Gold highest since 2011 as second-wave fears hinder economic recovery
By Liam Sheasby, News Editor
01 Jul 2020
The price of gold today hit $1,789.69 per ounce this morning – gold's highest value since late 2011 - as markets and economies alike continue to struggle to function in lockdown.
This, combined with the continued global increase of Covid-19 cases, has many concerned that lockdown will be prolonged in nations yet to beat the virus, or return to those who had previously thought themselves clear. This would continue to hinder consumer demand, as well as increase the reliability on state aid - neither of which benefits a free market economy.
Such is the concern over the international markets – particularly in the US – that gold imports from Switzerland to America totaled 127 tonnes; a record high for monthly gold imports. Standard Chartered reports that, based on Swiss trade data, 285.9 tonnes have gone from Switzerland to the USA in the past year, which is more than the total for the previous decade.
Price forecasts have been circulating with ever-more visibility in recent weeks, with UBS suggesting $1,800 per ounce by the end of 2020 – a figure that could be passed by the end of July at gold's current rate of demand. Goldman Sachs has amended its prediction for 2020 to a slightly higher value of $2,000 per ounce by the end of the year, up from $1,800 at the start of the year, with analysts warning that low interest rates and the risk of currency debasement (devaluation) are the key fear factors.
These sentiments are also shared by Standard Chartered, who told Kitco: “We expect gold to continue to draw investor interest given unprecedented global monetary easing and fiscal stimulus, low to negative interest rates, and gold’s strong correlation with real yields.”

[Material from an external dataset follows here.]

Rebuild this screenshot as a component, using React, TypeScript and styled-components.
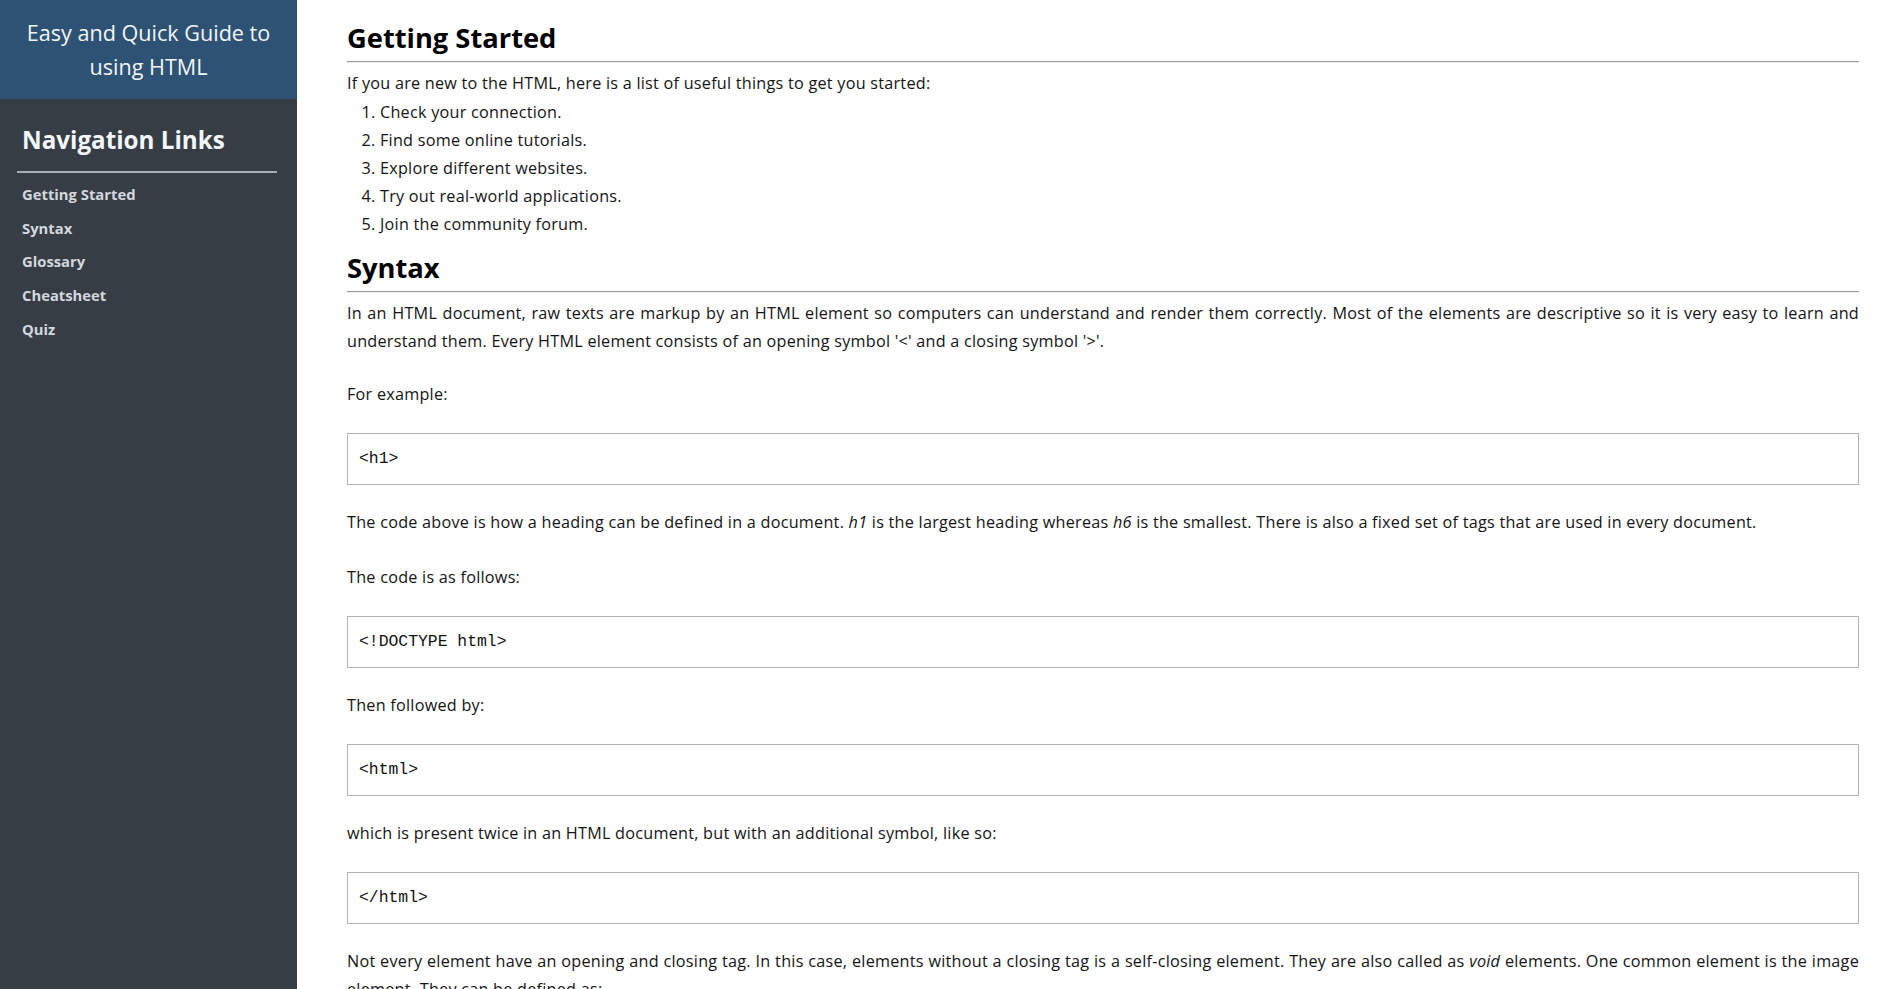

One man in particular, President Donald Trump, is being highlighted as key factor in gold prices potentially rising further in 2020 and 2021. America is still in the grips of a trade war with China, as well as struggling to manage social unrest and the coronavirus. With the presidential election this autumn, it's inevitable that Trump will fight his corner, but politics is about compromise – something Mr Trump isn't a fan of. The resulting social unrest from future unpopular policy decisions could disrupt any coronavirus recovery, which will in turn weaken the Dollar. This would be bad for the US economy, but good for gold.